[Objective] Can you find the lines of the listing that include "source" and copy every one?

[Entries shown]
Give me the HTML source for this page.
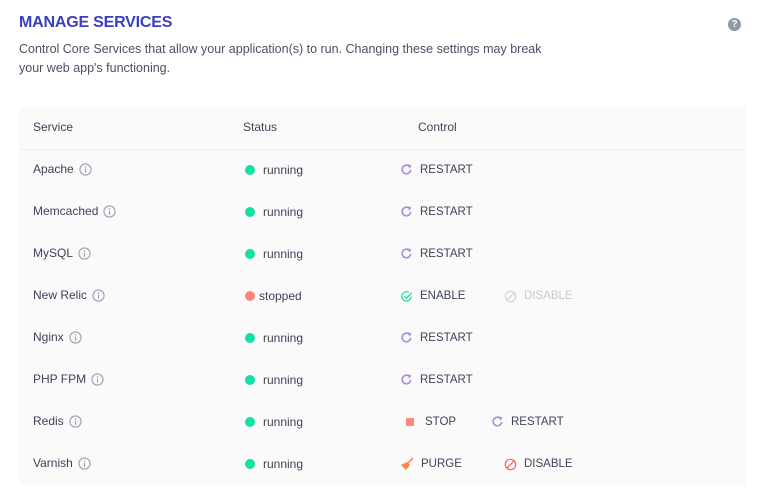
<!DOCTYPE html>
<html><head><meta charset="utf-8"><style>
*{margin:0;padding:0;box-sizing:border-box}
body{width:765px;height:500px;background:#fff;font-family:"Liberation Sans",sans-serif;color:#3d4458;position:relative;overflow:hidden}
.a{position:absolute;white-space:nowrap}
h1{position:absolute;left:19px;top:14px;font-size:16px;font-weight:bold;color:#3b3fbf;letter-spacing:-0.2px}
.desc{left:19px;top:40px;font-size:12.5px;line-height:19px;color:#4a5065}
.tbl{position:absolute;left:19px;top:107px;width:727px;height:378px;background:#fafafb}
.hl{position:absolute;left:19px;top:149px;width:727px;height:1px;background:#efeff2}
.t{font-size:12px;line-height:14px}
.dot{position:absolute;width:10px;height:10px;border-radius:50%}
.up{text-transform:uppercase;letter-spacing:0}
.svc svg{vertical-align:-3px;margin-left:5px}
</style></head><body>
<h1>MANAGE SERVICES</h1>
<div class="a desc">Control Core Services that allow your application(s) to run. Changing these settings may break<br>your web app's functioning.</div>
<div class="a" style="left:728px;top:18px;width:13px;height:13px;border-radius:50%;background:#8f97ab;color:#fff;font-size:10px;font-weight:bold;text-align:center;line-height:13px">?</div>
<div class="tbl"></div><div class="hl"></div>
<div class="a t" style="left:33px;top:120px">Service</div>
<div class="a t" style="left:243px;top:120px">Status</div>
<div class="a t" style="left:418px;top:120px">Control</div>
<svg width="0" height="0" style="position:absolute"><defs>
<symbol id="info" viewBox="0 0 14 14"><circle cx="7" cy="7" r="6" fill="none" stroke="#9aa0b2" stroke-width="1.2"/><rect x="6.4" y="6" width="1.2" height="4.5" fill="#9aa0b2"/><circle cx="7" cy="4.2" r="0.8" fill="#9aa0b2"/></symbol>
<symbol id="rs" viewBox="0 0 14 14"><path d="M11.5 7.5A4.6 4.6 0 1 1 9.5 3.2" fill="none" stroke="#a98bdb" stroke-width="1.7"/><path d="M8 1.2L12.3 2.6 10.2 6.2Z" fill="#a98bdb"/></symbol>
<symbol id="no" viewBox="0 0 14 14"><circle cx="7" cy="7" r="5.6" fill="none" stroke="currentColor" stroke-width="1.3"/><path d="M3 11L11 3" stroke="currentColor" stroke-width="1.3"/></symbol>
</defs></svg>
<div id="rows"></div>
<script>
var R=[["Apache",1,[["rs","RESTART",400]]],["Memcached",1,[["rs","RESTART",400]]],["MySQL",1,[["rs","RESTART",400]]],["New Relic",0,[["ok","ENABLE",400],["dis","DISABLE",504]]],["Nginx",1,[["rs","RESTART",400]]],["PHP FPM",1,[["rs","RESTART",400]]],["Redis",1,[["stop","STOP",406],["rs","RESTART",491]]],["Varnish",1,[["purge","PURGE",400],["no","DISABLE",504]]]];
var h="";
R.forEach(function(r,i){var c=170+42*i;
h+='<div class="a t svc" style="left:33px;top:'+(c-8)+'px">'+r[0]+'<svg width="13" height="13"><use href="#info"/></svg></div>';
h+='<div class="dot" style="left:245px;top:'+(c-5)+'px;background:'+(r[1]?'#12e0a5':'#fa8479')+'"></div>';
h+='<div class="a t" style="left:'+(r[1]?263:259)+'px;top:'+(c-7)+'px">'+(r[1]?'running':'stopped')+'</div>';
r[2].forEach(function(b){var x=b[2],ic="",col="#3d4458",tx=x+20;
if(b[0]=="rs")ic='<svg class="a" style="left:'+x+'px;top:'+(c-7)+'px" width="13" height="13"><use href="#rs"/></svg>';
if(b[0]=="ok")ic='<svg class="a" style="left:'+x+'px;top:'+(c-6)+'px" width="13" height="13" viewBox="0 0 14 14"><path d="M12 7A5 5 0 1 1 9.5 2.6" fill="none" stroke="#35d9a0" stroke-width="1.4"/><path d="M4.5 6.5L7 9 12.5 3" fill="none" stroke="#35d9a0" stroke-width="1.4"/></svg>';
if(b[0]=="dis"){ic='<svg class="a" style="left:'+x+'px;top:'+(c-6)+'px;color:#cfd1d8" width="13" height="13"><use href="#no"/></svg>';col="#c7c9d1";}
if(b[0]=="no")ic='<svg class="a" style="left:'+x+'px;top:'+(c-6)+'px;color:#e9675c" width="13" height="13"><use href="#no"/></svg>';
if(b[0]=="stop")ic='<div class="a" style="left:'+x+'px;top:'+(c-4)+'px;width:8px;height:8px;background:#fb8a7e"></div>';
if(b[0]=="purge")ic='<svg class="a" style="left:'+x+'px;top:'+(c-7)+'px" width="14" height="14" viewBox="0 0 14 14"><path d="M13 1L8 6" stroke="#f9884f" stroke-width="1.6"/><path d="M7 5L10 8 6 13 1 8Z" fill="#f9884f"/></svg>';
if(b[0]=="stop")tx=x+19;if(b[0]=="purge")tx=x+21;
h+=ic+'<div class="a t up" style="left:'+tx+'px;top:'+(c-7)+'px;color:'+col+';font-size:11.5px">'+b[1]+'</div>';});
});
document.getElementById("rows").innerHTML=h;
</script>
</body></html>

...

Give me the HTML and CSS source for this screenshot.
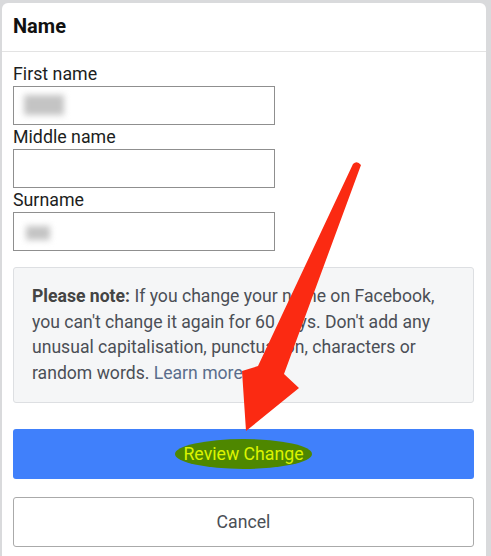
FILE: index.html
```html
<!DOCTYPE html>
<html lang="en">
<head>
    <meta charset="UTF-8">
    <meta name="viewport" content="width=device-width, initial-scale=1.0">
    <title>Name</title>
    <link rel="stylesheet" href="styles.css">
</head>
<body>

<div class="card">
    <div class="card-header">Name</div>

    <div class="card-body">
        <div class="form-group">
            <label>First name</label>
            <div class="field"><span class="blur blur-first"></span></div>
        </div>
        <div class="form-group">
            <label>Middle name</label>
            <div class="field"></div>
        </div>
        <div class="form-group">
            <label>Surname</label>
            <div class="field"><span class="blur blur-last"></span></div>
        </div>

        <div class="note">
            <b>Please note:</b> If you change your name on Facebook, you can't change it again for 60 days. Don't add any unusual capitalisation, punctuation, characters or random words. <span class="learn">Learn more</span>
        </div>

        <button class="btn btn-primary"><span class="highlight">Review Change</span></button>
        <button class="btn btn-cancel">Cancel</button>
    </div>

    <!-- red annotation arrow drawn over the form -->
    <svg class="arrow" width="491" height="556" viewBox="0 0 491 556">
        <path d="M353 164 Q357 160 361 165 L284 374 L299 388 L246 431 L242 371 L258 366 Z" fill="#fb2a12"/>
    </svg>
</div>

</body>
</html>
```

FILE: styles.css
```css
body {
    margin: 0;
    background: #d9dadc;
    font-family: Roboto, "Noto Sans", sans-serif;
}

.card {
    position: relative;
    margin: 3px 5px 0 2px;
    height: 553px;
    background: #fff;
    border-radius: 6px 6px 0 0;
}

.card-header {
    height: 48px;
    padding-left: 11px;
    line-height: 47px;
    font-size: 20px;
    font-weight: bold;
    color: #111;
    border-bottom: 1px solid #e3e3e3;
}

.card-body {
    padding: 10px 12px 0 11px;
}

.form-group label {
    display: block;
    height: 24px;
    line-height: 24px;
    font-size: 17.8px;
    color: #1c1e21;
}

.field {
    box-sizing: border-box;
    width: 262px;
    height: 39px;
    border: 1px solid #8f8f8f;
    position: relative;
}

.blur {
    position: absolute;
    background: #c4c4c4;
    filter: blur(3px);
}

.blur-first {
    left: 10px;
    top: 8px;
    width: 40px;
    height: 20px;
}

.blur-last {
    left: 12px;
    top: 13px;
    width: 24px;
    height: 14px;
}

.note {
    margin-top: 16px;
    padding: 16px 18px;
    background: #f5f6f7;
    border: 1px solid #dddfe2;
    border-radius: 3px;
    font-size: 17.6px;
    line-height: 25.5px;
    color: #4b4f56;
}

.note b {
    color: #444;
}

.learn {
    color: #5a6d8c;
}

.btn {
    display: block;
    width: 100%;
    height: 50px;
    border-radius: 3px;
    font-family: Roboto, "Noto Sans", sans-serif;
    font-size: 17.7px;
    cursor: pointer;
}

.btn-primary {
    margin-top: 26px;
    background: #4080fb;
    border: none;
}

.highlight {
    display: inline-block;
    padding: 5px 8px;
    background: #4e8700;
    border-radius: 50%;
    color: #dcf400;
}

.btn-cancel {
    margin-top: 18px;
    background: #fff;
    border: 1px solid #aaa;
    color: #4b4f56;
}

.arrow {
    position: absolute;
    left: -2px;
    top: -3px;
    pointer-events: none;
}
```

[Answer in full]
Give me the HTML source for this page.
Give me the HTML and CSS source for this screenshot.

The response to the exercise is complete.